3) The usual cause of pool exhaustion is a Connection leak: Somewhere in your application's code path, under some (probably Exceptional) circumstances, Connections are acquired and then never close()ed. You need to be very careful to ensure that Connections are reliably close()ed in finally blocks in ways that cannot be skipped due to prior failures within the finally block. In Java 7+, use try-with-resources. In older versions, use the reliable resource cleanup idiom.

4) To test whether a Connection leak is the issue, set the c3p0 config params unreturnedConnectionTimeout and debugUnreturnedConnectionStackTraces. unreturnedConnectionTimeout will work around the problem, but yuck. More importantly, debugUnreturnedConnectionStackTraces will show you where the problem is so that you can fix it, logging the stack trace that opened the unclosed Exception at INFO. (You must set unreturnedConnectionTimeout for debugUnreturnedConnectionStackTraces to have any effect; the stack trace is logged when a Connection times out as abandoned.)

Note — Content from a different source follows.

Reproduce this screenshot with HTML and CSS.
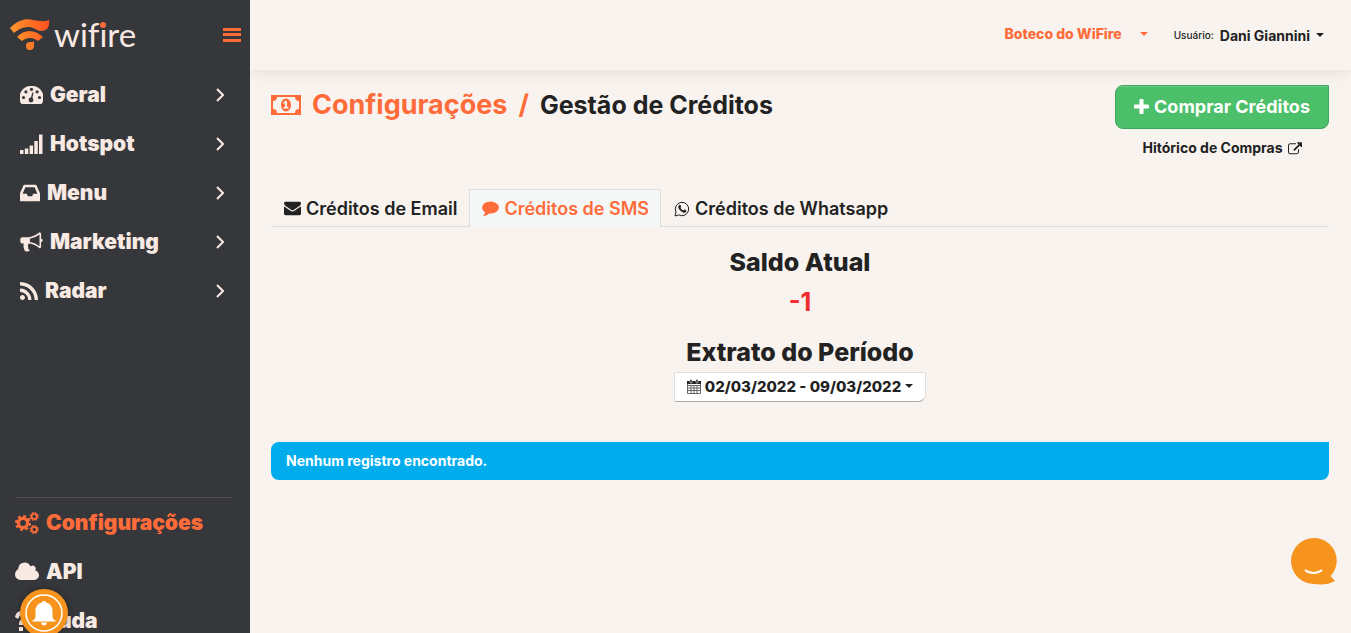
FILE: index.html
```html
<!DOCTYPE html>
<html lang="pt-BR">
<head>
  <meta charset="UTF-8" />
  <meta name="viewport" content="width=device-width, initial-scale=1.0" />
  <title>WiFire - Gestão de Créditos</title>
  <link rel="stylesheet" href="styles.css">
</head>
<body>
  <aside class="sidebar">
    <div class="brand">
      <a href="#" aria-label="wifire">
        <svg class="logo" viewBox="0 0 130 40">
          <defs>
            <linearGradient id="fire" gradientUnits="userSpaceOnUse" x1="0" y1="20" x2="40" y2="10">
              <stop offset="0" stop-color="#ff9b2d" />
              <stop offset="1" stop-color="#ff4f1f" />
            </linearGradient>
          </defs>
          <path fill="url(#fire)" d="M0 13C8 5 16 3 23 5c6 1 11 2 16 0 1 7-2 11-8 11-4 0-7-4-12-4-6 0-10 2-15 6z" />
          <path fill="url(#fire)" d="M7 22c7-8 18-8 26 0l-5 4c-5-4-11-4-16 0z" />
          <path fill="url(#fire)" d="M24 26v5a4 4 0 1 1-4-4c2 0 3 0 4-1z" />
          <text class="logo-text" x="44" y="32">wifire</text>
          <circle class="logo-dot" cx="93" cy="10" r="3" />
        </svg>
      </a>
      <button class="toggle" aria-label="Alternar menu">
        <svg viewBox="0 0 18 16"><path d="M0 1h18v3H0zM0 6h18v3H0zM0 12h18v3H0z" /></svg>
      </button>
    </div>

    <nav class="nav nav-main">
      <a href="#">
        <svg class="icon w23" viewBox="0 0 23 20"><path fill-rule="evenodd" d="M11.500 1A11.500 11.500 0 0 0 1.500 19h20A11.500 11.500 0 0 0 11.500 1z" /><g class="hole"><circle cx="3.500" cy="12.500" r="1.600" /><circle cx="5.900" cy="6.800" r="1.600" /><circle cx="11.500" cy="4.300" r="1.600" /><circle cx="17.100" cy="6.800" r="1.600" /><circle cx="19.500" cy="12.500" r="1.600" /><circle cx="11" cy="15" r="2.400" /><path d="M10.500 14l1.800-6.500 1.200.3L12 15z" /></g></svg>
        <span>Geral</span>
        <svg class="chevron" viewBox="0 0 8 14"><path d="M1 1l6 6-6 6" /></svg>
      </a>
      <a href="#">
        <svg class="icon w23" viewBox="0 0 23 20"><path d="M0 16h3.500v4H0zM4.800 14.500h3.500V20H4.800zM9.600 11.500h3.500V20H9.600zM14.300 7h3.500v13h-3.500zM19 .5h3.500V20H19z" /></svg>
        <span>Hotspot</span>
        <svg class="chevron" viewBox="0 0 8 14"><path d="M1 1l6 6-6 6" /></svg>
      </a>
      <a href="#">
        <svg class="icon w20" viewBox="128 128 1536 1536"><path d="M1151 960h316q-1-3-2.500-8t-2.500-8l-212-496h-708l-212 496q-1 2-2.500 8t-2.500 8h316l95 192h320zm513 30v482q0 26-19 45t-45 19h-1408q-26 0-45-19t-19-45v-482q0-62 25-123l238-552q10-25 36.500-42t52.500-17h832q26 0 52.500 17t36.500 42l238 552q25 61 25 123z" /></svg>
        <span>Menu</span>
        <svg class="chevron" viewBox="0 0 8 14"><path d="M1 1l6 6-6 6" /></svg>
      </a>
      <a href="#">
        <svg class="icon w23" viewBox="0 100 1792 1600"><path d="M1664 640q53 0 90.500 37.500t37.500 90.500-37.500 90.500-90.500 37.500v384q0 52-38 90t-90 38q-417-347-812-380-58 19-91 66t-31 100.500 40 92.500q-20 33-23 65.500t6 58 33.500 55 48 50 61.500 50.500q-29 58-111.500 83t-168.500 11.500-132-55.500q-7-23-29.500-87.500t-32-94.500-23-89-15-101 3.500-98.500 22-110.500h-122q-66 0-113-47t-47-113v-192q0-66 47-113t113-47h480q435 0 896-384 52 0 90 38t38 90v384zm-128 604v-954q-394 302-768 343v270q377 42 768 341z" /></svg>
        <span>Marketing</span>
        <svg class="chevron" viewBox="0 0 8 14"><path d="M1 1l6 6-6 6" /></svg>
      </a>
      <a href="#">
        <svg class="icon w18" viewBox="192 128 1408 1408"><path d="M576 1344q0 80-56 136t-136 56-136-56-56-136 56-136 136-56 136 56 56 136zm512 123q2 28-17 48-18 21-47 21h-135q-25 0-43-16.500t-20-41.500q-22-229-184.500-391.500t-391.500-184.500q-25-2-41.500-20t-16.500-43v-135q0-29 21-47 17-17 43-17h5q160 13 306 80.500t259 181.500q114 113 181.500 259t80.500 306zm512 2q2 27-18 47-18 20-46 20h-143q-26 0-44.500-17.500t-19.500-42.500q-12-215-101-408.500t-231.500-336-336-231.500-408.500-102q-25-1-42.500-19.500t-17.500-43.500v-143q0-28 20-46 18-18 44-18h3q262 13 501.500 120t425.500 294q187 186 294 425.500t120 501.500z" /></svg>
        <span>Radar</span>
        <svg class="chevron" viewBox="0 0 8 14"><path d="M1 1l6 6-6 6" /></svg>
      </a>
    </nav>

    <nav class="nav nav-bottom">
      <a href="#" class="active">
        <svg class="icon gears" viewBox="0 0 24 22">
          <g class="gear"><circle cx="8" cy="11" r="4.600" stroke-width="3.200" /><circle cx="8" cy="11" r="6.900" stroke-width="2.200" stroke-dasharray="2.900 2.519" /><circle cx="19.200" cy="4.500" r="2.600" stroke-width="1.800" /><circle cx="19.200" cy="4.500" r="3.900" stroke-width="1.300" stroke-dasharray="1.700 1.363" /><circle cx="19.200" cy="17.500" r="2.600" stroke-width="1.800" /><circle cx="19.200" cy="17.500" r="3.900" stroke-width="1.300" stroke-dasharray="1.700 1.363" /></g>
        </svg>
        <span>Configurações</span>
      </a>
      <a href="#">
        <svg class="icon w24" viewBox="64 256 1920 1280"><path d="M1984 1152q0 159-112.500 271.500t-271.500 112.500h-1088q-185 0-316.500-131.500t-131.500-316.500q0-132 71-241.500t187-163.500q-2-28-2-43 0-212 150-362t362-150q158 0 286.500 88t187.500 230q70-62 166-62 106 0 181 75t75 181q0 75-41 138 129 30 213 134.500t84 239.500z" /></svg>
        <span>API</span>
      </a>
      <a href="#">
        <svg class="icon w13" viewBox="0 0 13 20"><path d="M0 6C1 2 3 0 7 0c6 0 8 6 4 10-2 1-3 2-3 4H4c0-4 1-5 3-6 2-2 1-4-1-4-1 0-2 2-3 4zM4 16h4v4H4z" /></svg>
        <span>Ajuda</span>
      </a>
    </nav>
  </aside>

  <div class="page">
    <header class="topbar">
      <button class="company">Boteco do WiFire <i class="caret"></i></button>
      <button class="user"><small>Usuário:</small> Dani Giannini <i class="caret"></i></button>
    </header>

    <main>
      <div class="heading">
        <h1>
          <svg class="money" viewBox="0 0 30 20"><path fill-rule="evenodd" d="M0 0h30v20H0zM6 2a4 4 0 0 1-4 4v8a4 4 0 0 1 4 4h18a4 4 0 0 1 4-4V6a4 4 0 0 1-4-4z" /><path fill-rule="evenodd" d="M15 3.500c3 0 5 3 5 6.500s-2 6.500-5 6.500-5-3-5-6.500 2-6.500 5-6.500zM14 6l-2 2 1 1 1-1v4h-1.500v1.500h5V12H16V6z" /></svg>
          <span class="section">Configurações</span>
          <span class="section">/</span>
          <span class="current">Gestão de Créditos</span>
        </h1>
        <div class="buy">
          <button class="btn-buy">
            <svg viewBox="192 128 1408 1408"><path d="M1600 736v192q0 40-28 68t-68 28h-416v416q0 40-28 68t-68 28h-192q-40 0-68-28t-28-68v-416h-416q-40 0-68-28t-28-68v-192q0-40 28-68t68-28h416v-416q0-40 28-68t68-28h192q40 0 68 28t28 68v416h416q40 0 68 28t28 68z" /></svg>
            Comprar Créditos
          </button>
          <a href="#" class="history">Hitórico de Compras
            <svg viewBox="0 0 1792 1600"><path d="M1408 928v320q0 119-84.500 203.500t-203.500 84.500h-832q-119 0-203.500-84.500t-84.500-203.500v-832q0-119 84.500-203.500t203.500-84.500h704q14 0 23 9t9 23v64q0 14-9 23t-23 9h-704q-66 0-113 47t-47 113v832q0 66 47 113t113 47h832q66 0 113-47t47-113v-320q0-14 9-23t23-9h64q14 0 23 9t9 23zm384-864v512q0 26-19 45t-45 19-45-19l-176-176-652 652q-10 10-23 10t-23-10l-114-114q-10-10-10-23t10-23l652-652-176-176q-19-19-19-45t19-45 45-19h512q26 0 45 19t19 45z" /></svg>
          </a>
        </div>
      </div>

      <nav class="tabs">
        <a href="#">
          <svg viewBox="0 192 1792 1536"><path d="M1792 710v794q0 66-47 113t-113 47h-1472q-66 0-113-47t-47-113v-794q44 49 101 87 362 246 497 345 57 42 92.500 65.500t94.500 48 110 24.500h2q51 0 110-24.500t94.500-48 92.500-65.500q170-123 498-345 57-39 100-87zm0-294q0 79-49 151t-122 123q-376 261-468 325-10 7-42.500 31t-54 38.500-52 32.500-57.500 27-50 9h-2q-23 0-50-9t-57.500-27-52-32.500-54-38.500-42.500-31q-91-64-262-182.500t-205-142.500q-62-42-117-115.500t-55-136.500q0-78 41.500-130t118.500-52h1472q65 0 112.500 47t47.500 113z" /></svg>
          Créditos de Email
        </a>
        <a href="#" class="active">
          <svg viewBox="0 192 1792 1600"><path d="M1792 896q0 174-120 321.500t-326 233-450 85.500q-70 0-145-8-198 175-460 242-49 14-114 22-17 2-30.500-9t-17.500-29v-1q-3-4-.5-12t2-10 4.500-9.500l6-9 7-8.500 8-9q7-8 31-34.500t34.500-38 31-39.500 32.500-51 27-59 26-76q-157-89-247.500-220t-90.500-281q0-130 71-248.500t191-204.500 286-136.500 348-50.500q244 0 450 85.500t326 233 120 321.500z" /></svg>
          Créditos de SMS
        </a>
        <a href="#">
          <svg class="whats" viewBox="0 0 16 16"><path class="line" d="M1 15l1-4a6.700 6.700 0 1 1 2.800 2.900z" /><path d="M5.300 4c.8-.5 1.200-.2 1.500.7.500 1 .3 1.300-.3 2 .8 1.400 1.600 2.100 3 2.700.7-1 .9-1.100 1.400-.8l1.400.8c.4 1.500-1.300 2.500-2.500 2.300C7 11 4.500 8 4.200 6.300c0-1 .4-1.800 1.100-2.300z" /></svg>
          Créditos de Whatsapp
        </a>
      </nav>

      <section class="balance">
        <h2>Saldo Atual</h2>
        <p class="negative">-1</p>
        <h2>Extrato do Período</h2>
        <button class="period">
          <svg viewBox="0 0 14 15"><path class="grid" d="M.5 3.500h13v11H.5zM.5 6.500h13M.5 9h13M.5 11.500h13M4 6v8M7 6v8M10 6v8" /><path d="M0 2h14v3H0z" /><path class="pin" d="M3 .5h2V4H3zM9 .5h2V4H9z" /></svg>
          02/03/2022 - 09/03/2022
          <i class="caret"></i>
        </button>
      </section>

      <div class="alert">Nenhum registro encontrado.</div>
    </main>
  </div>

  <button class="bell" aria-label="Notificações">
    <svg viewBox="0 0 48 48"><circle class="ring" cx="24" cy="24" r="18" /><path d="M24 12c1.500 0 2 .6 2 1.600 4 1 6.500 4 6.500 8v6c0 2 1 3 3 4v1h-23v-1c2-1 3-2 3-4v-6c0-4 2.500-7 6.500-8 0-1 .5-1.600 2-1.600zM21 33.500h6c-.5 2-1.500 3-3 3s-2.500-1-3-3z" /></svg>
  </button>
  <button class="chat" aria-label="Chat">
    <svg viewBox="0 0 46 48"><path d="M23 1a22.500 22.500 0 0 1 16.500 38l4.500 5c-6 3.500-14 4-21 3A23 23 0 0 1 23 1z" /><path class="smile" d="M14 33c5 4 12 4 17 0" /></svg>
  </button>
</body>
</html>
```

FILE: styles.css
```css
* {
  box-sizing: border-box;
}
body {
  margin: 0;
  display: flex;
  min-height: 100vh;
  font-family: Inter, "Liberation Sans", sans-serif;
  font-size: 14px;
  font-weight: 700;
  color: #222;
  background: #f8f3ef;
}
a {
  color: inherit;
  text-decoration: none;
}
button {
  font: inherit;
  color: inherit;
  background: none;
  border: none;
  padding: 0;
  cursor: pointer;
}
svg {
  fill: currentColor;
  flex: none;
}
.caret {
  display: inline-block;
  border-top: 4px solid;
  border-left: 4px solid transparent;
  border-right: 4px solid transparent;
}

/* sidebar */
.sidebar {
  display: flex;
  flex-direction: column;
  flex: none;
  width: 250px;
  height: 100vh;
  position: sticky;
  top: 0;
  overflow: hidden;
  background: #36373b;
  color: #f8e9e2;
}
.brand {
  display: flex;
  align-items: center;
  justify-content: space-between;
  height: 70px;
  padding: 0 9px 0 10px;
}
.logo {
  display: block;
  width: 130px;
  height: 40px;
}
.logo-text {
  font-family: Lato, sans-serif;
  font-size: 33px;
  font-weight: 400;
  font-variant-ligatures: none;
}
.logo-dot {
  fill: #ff6c3a;
}
.toggle {
  color: #ff6c3a;
}
.toggle svg {
  display: block;
  width: 18px;
  height: 16px;
}
.nav a {
  display: flex;
  align-items: center;
  gap: 7px;
  height: 49px;
  font-size: 21px;
  font-weight: 900;
}
.nav-main {
  flex: 1;
  min-height: 0;
  overflow: hidden;
  padding: 0 26px 0 20px;
}
.nav-bottom {
  flex: none;
  height: 136px;
  overflow: hidden;
  margin: 0 18px 0 15px;
  border-top: 1px solid #505052;
}
.nav .active {
  color: #ff6c3a;
}
.icon {
  height: 20px;
}
.w13 { width: 13px; }
.w18 { width: 18px; }
.w20 { width: 20px; }
.w23 { width: 23px; }
.w24 { width: 24px; }
.gears {
  width: 24px;
  height: 22px;
}
.hole {
  fill: #36373b;
}
.gear {
  fill: none;
  stroke: currentColor;
}
.chevron {
  width: 8px;
  height: 14px;
  margin-left: auto;
  fill: none;
  stroke: currentColor;
  stroke-width: 2;
}

/* content */
.page {
  flex: 1;
  min-width: 0;
}
.topbar {
  display: flex;
  align-items: center;
  justify-content: flex-end;
  gap: 26px;
  height: 70px;
  padding-right: 27px;
  box-shadow: 0 4px 12px rgba(0, 0, 0, 0.07);
}
.topbar button {
  display: flex;
  align-items: center;
  gap: 6px;
}
.topbar small {
  font-size: 10px;
  font-weight: 500;
}
.topbar .company {
  gap: 18px;
  padding-bottom: 3px;
  color: #ff6c3a;
  font-weight: 800;
}
main {
  padding: 15px 22px 15px 21px;
}
.heading {
  display: flex;
  justify-content: space-between;
  align-items: flex-start;
}
h1 {
  display: flex;
  align-items: center;
  gap: 11px;
  margin: 0;
  line-height: 40px;
  font-size: 27px;
  font-weight: 700;
}
.money {
  width: 30px;
  height: 20px;
}
.section,
.money {
  color: #ff6c3a;
}
.current {
  font-size: 25px;
}
.buy {
  display: flex;
  flex-direction: column;
  align-items: center;
  gap: 8px;
}
.btn-buy {
  display: flex;
  align-items: center;
  gap: 5px;
  height: 44px;
  padding: 0 18px 2px;
  border: 1px solid #3da65a;
  border-radius: 8px 0 8px 8px;
  background: #4bbf69;
  box-shadow: inset 0 1px 0 #72cd8a;
  color: #fff;
  font-size: 18px;
}
.btn-buy svg {
  width: 15px;
  height: 15px;
}
.history {
  display: flex;
  align-items: center;
  gap: 5px;
  line-height: 22px;
}
.history svg {
  width: 14px;
  height: 13px;
}
.tabs {
  display: flex;
  margin-top: 30px;
  border-bottom: 1px solid #ddd;
}
.tabs a {
  display: flex;
  align-items: center;
  gap: 5px;
  height: 38px;
  margin-bottom: -1px;
  padding: 0 11px 0 12px;
  border: 1px solid transparent;
  border-bottom: none;
  font-size: 18px;
  font-weight: 600;
}
.tabs a.active {
  color: #ff6c3a;
  background: #f5f7f6;
  border-color: #ddd;
}
.tabs svg {
  width: 17px;
  height: 15px;
}
.tabs .whats {
  width: 16px;
  height: 16px;
}
.line {
  fill: none;
  stroke: currentColor;
}
.balance {
  padding-top: 15px;
  text-align: center;
}
h2,
.negative {
  margin: 0;
  font-size: 25px;
  line-height: 40px;
}
h2 {
  font-weight: 800;
}
.negative {
  color: #f02c2c;
  margin-bottom: 10px;
}
.period {
  display: inline-flex;
  align-items: center;
  gap: 4px;
  height: 30px;
  padding: 0 12px 2px;
  border: 1px solid #ddd;
  border-bottom-color: #aaa;
  border-radius: 0 0 8px 0;
  background: #fff;
  font-size: 15px;
  font-weight: 800;
}
.period svg {
  width: 14px;
  height: 15px;
}
.grid {
  fill: none;
  stroke: #666;
}
.pin {
  fill: #222;
  stroke: #fff;
  stroke-width: 0.5;
}
.alert {
  margin-top: 40px;
  padding: 0 15px;
  border-radius: 8px 0 8px 8px;
  background: #00acec;
  color: #fff;
  line-height: 38px;
}

/* floating buttons */
.bell,
.chat {
  position: fixed;
}
.bell {
  left: 20px;
  bottom: -4px;
  width: 48px;
  height: 48px;
  border-radius: 50%;
  background: #f7941d;
  color: #fff;
  box-shadow: 0 0 6px rgba(0, 0, 0, 0.3);
}
.bell svg,
.chat svg {
  display: block;
  width: 100%;
}
.ring {
  fill: none;
  stroke: #fff;
  stroke-width: 1.5;
}
.chat {
  right: 14px;
  bottom: 48px;
  width: 46px;
  height: 48px;
  color: #f7941d;
}
.smile {
  fill: none;
  stroke: #fff;
  stroke-width: 2;
}
```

5) Although 0.9.5-pre8 is probably ok, the current production version of c3p0 is c3p0-0.9.5.1 (which depends upon mchange-commons-java v.0.2.10). You might think about using that. I don't think it has anything at all to do with your issue, but still.

I hope this helps!

Update: Since you've now posted code that shows the likely Connection leak, here's a suggestion for how to fix it. Replace your finally block with:

} finally {
    if ( conn != null ) {
        try { if (!action.areItemsNew()) conn.commit(); }
        catch (SQLException e) {
           logger.error(e);
           throw new RuntimeException(e);
        } finally {
           conn.close()
        }
    }
}

Update 2: The redone finally block above will solve the Connection leak, but if I were you I'd also change the logic of this code regarding commit(). Here's a suggested revision:

Connection conn = null;
ResultSet getItemsRS = null;

try {
    JdbcTemplate jdbcTemplate = getJdbcTemplate(database);

    conn = jdbcTemplate.getDataSource().getConnection();

    UserItems items;

    if (!action.areItemsNew()) {

        conn.setAutoCommit(false);
        conn.setTransactionIsolation(Connection.TRANSACTION_SERIALIZABLE);

        PreparedStatement getItemsPS = conn.prepareStatement("select * from tbl_items where ownerId = ? for update",
                ResultSet.TYPE_FORWARD_ONLY,
                ResultSet.CONCUR_UPDATABLE);
        getItemsPS.setLong(1, userId);

        getItemsRS = getItemsPS.executeQuery();
        getItemsRS.next();

        items = new UserItemsRowMapper().mapRow(getItemsRS, getItemsRS.getRow());
    } else {
        items = new UserItems();
    }

    action.doUserItemsAction(items);

    ByteArrayOutputStream baos = new ByteArrayOutputStream();
    ObjectOutputStream oos = new ObjectOutputStream(baos);
    oos.writeObject(items.getItemContainers());
    oos.close();
    byte[] data = baos.toByteArray();
    Blob blob = conn.createBlob();
    blob.setBytes(1, data);

    if (!action.areItemsNew()) {
        getItemsRS.updateBlob("data", blob);
        getItemsRS.updateRow();
        conn.commit();
    } else {
        jdbcTemplate.update("insert into tbl_items(ownerId,data) values(?,?)", userId, data);
    }
} catch (Exception e) {
    logger.error(e);
    throw new RuntimeException(e);
} finally {
    try { if ( conn != null ) conn.close(); }
    catch ( Exception e )
      { logger.error(e); }
}

Now commit() will get called only if (!action.areItemsNew()) AND all expected operations have succeeded. Before commit() would get called even if something went wrong. The resource cleanup code is much simpler and cleaner too. Note that in the suggested version, if there's an Exception on close() it's logged, but it is not wrapped and rethrown as a RuntimeException. Usually if there's an Exception on close(), there will have been a more informative Exception prior and that's the one you want to see. If the only place an Exception occurs is on close(), it means that all database operations have succeeded so your application can proceed correctly despite the fault. (If there are lots of Exceptions on close(), eventually you'd exhaust the Connection pool, but in practice that would happen only if there's something badly wrong with your database or network.)